In a temporary injunction order issued Tuesday, Judge Stephanie Rose says the university policy isn’t enforced uniformly. She cited the Imam Mahdi group which requires members to be Muslim and to respect its religious rules and practices.

Here’s the full PDF text of the judge’s order. And here are the especially interesting parts (see pages 25-28):

What is instructive regarding the CLS [Christian Legal Society] events in 2003 and 2004 is that they contradict the University’s claim at the hearing that it only reviews student organization constitutions when a complaint has been filed. There is no evidence that CLS’s student organization was the subject of any complaint, adding fuel to BLinC’s claim that Christian groups are subject to additional scrutiny.

Moreover, the constitution of the CLS chapter is not the only one in the current record. As previously noted, BLinC submits the constitutions of several organizations in an effort to show that other student organizations like Students for Life, the Korean American Student Association, and the University of Iowa Feminist Majority Leadership Alliance are permitted to organize around their missions and beliefs, though it cannot.

Another of these constitutions is that of the Imam Mahdi organization.. Imam Mahdi is a Muslim registered student organization. The organization’s constitution lists qualifications for membership. For full membership in the organization, an individual must be eighteen years or older and “[b]e Muslim, Shiea, and obtain the recommendation of two Members.”  “The reason behind the recommendation is to be sure that the person who desires to join this organization as a full member[] is Muslim, Shiea, who respects the religion rules, and willing to practice the faith.”

Although not mentioned in its brief, BLinC did call attention to Imam Mahdi’s membership requirements in its November 2, 2017 letter to Dean Redington. The Court broached the subject of Imam Mahdi’s membership requirements at the hearing on BLinC’s motion. The University does not appear to have taken any action with respect to Imam Mahdi, despite its clear violation of the University’s Human Rights Policy.

At the hearing, Defendants’ only response was that the process is “complaint-driven.” The University’s registration policy and the established facts of the episode with CLS refute that contention. An organization’s proposed constitution and bylaws are reviewed with its registration form before an organization is granted registered status.

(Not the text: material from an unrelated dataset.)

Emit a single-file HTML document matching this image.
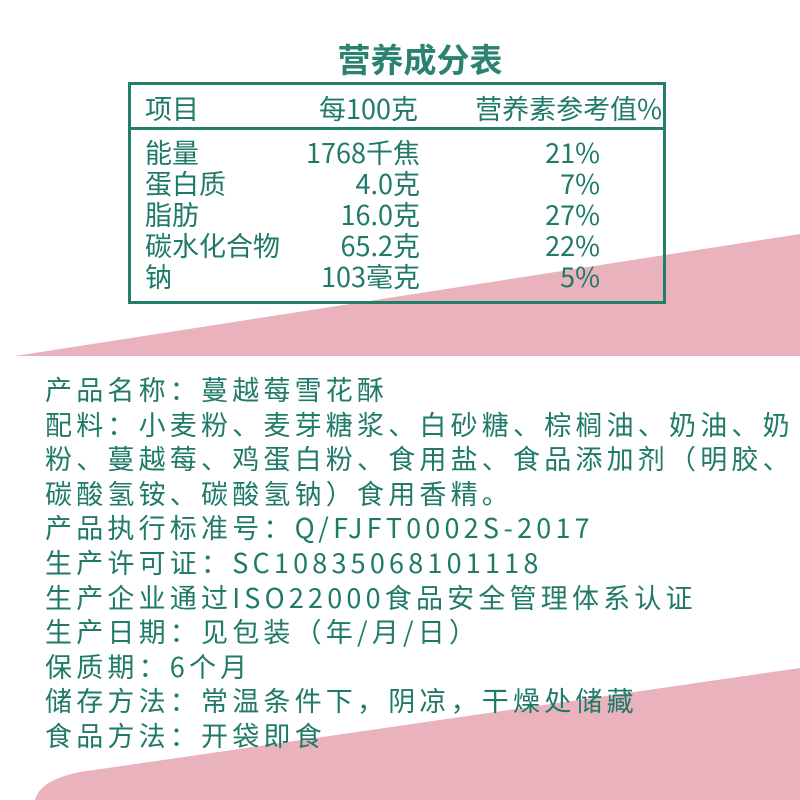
<!DOCTYPE html>
<html><head><meta charset="utf-8"><style>
body{margin:0;width:800px;height:800px;background:#fff;position:relative;overflow:hidden;font-family:"Liberation Sans","Noto Sans CJK SC",sans-serif;color:#1f7a68}
svg{position:absolute;left:0;top:0}
h1{position:absolute;left:0;width:840px;top:34px;margin:0;text-align:center;font-size:33px;font-weight:bold;color:#2a8270;font-family:"Noto Sans CJK SC",sans-serif}
.box{position:absolute;left:128px;top:82px;width:532px;height:216px;border:3px solid #237e6c}
.hl{position:absolute;left:128px;top:127px;width:538px;height:3px;background:#237e6c}
.r{position:absolute;font-size:27px;line-height:31px;font-family:"Noto Sans CJK SC",sans-serif}
.p{position:absolute;left:45px;font-size:27px;line-height:34.6px;font-family:"Noto Sans CJK SC",sans-serif;top:372px;letter-spacing:4.2px;white-space:nowrap}
</style></head><body>
<svg width="800" height="800"><path d="M15 356 L800 234 L800 356 Z" fill="#e9b2bc"/><path d="M35 800 Q40 780 80 772 L800 668 L800 800 Z" fill="#e9b2bc"/></svg>
<h1>营养成分表</h1>
<div class="box"></div><div class="hl"></div>
<div class="r" style="left:145px;top:92px">项目</div>
<div class="r" style="left:300px;width:118px;text-align:right;top:92px">每100克</div>
<div class="r" style="left:470px;width:192px;text-align:right;top:92px">营养素参考值%</div>
<div class="r" style="left:145px;top:136px">能量<br>蛋白质<br>脂肪<br>碳水化合物<br>钠</div>
<div class="r" style="left:280px;width:140px;text-align:right;top:136px">1768千焦<br>4.0克<br>16.0克<br>65.2克<br>103毫克</div>
<div class="r" style="left:480px;width:120px;text-align:right;top:136px">21%<br>7%<br>27%<br>22%<br>5%</div>
<div class="p">产品名称：蔓越莓雪花酥<br>配料：小麦粉、麦芽糖浆、白砂糖、棕榈油、奶油、奶<br>粉、蔓越莓、鸡蛋白粉、食用盐、食品添加剂（明胶、<br>碳酸氢铵、碳酸氢钠）食用香精。<br>产品执行标准号：Q/FJFT0002S-2017<br>生产许可证：SC10835068101118<br>生产企业通过ISO22000食品安全管理体系认证<br>生产日期：见包装（年/月/日）<br>保质期：6个月<br>储存方法：常温条件下，阴凉，干燥处储藏<br>食品方法：开袋即食</div>
</body></html>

As discussed above, CLS’s failure to include the Human Rights Policy in its constitution was noted during this review process and CLS’s application for registration was rejected.

Nevertheless, the Court must conclude on the current record that BLinC has shown that the University does not consistently and equally apply its Human Rights Policy. This raises an issue regarding whether BLinC’s viewpoint was the reason it was not allowed to operate with membership requirements that the University had determined violated the policy, while at the same time Imam Mahdi was not subjected to any enforcement action.

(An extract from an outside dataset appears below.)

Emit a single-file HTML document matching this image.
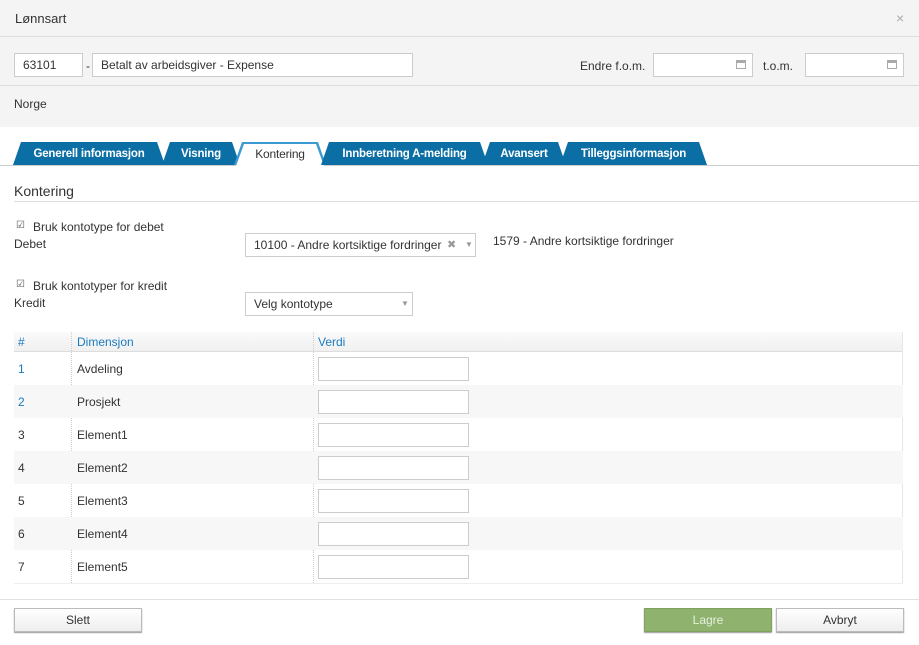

So this is good, right? The judge, an Obama appointee, demands that the university be fair in its enforcement.

Not so fast. As a lawyer following this case told me, Judge Rose’s ruling suggests that if the University of Iowa “would kick other groups off campus (including Islamic groups), then the policy would be OK. This could get interesting.”

I’m interested in the take First Amendment lawyers and law professors in this blog’s readership have.

I’m also interested to know whether privileging gay rights is so important to liberals that they’re willing to see Muslim student groups and other groups that don’t line up with the “Human Rights Policy” kicked off campus.

UPDATE: Reader Brendan says that the ongoing collapse of orthodoxy among professing American Christians on the subject of homosexuality is going to have serious legal implications for the orthodox:

The trouble, Rod, is that this unfortunately does impact the application of anti-discrimination law.

If it can be shown that most Christians do not believe homosexual activity is a sin, and that homosexual marriage is acceptable for Christians, then it becomes much harder for a Christian who *does* see these things as unacceptable or sinful on the basis of her faith, even if held sincerely, to convince a court (or bureaucrat) that their objection is truly “religious” in nature — again, because other people who share the same religion find the behavior unproblematic from their own religious perspective. The court or bureaucrat will tend to then see the more conservative/traditional believer’s perspective as being not rooted in religion (after all other people who believe in the religion are fine with the acts in question, perhaps the majority of people who believe in the religion) but rooted in animus which has extra-religious bases. Meaning you lose.

This is why the mass apostasy of Christians in the US on this issue is so problematic for traditional Christians. We will, as a result of this, lose legal protections — that is, their apostasy on this issue will strip us of legal protections for the orthodox views on these issues, as a practical matter. We will be permitted to hold our views, and to preach them in our churches, and enforce them there in a narrow and strict way that directly pertains to our liturgical services — but that’s it. That’s what’s coming, and the mass apostasy among non-traditional Christians is going to be the hammer, the main hammer, used against us in this regard.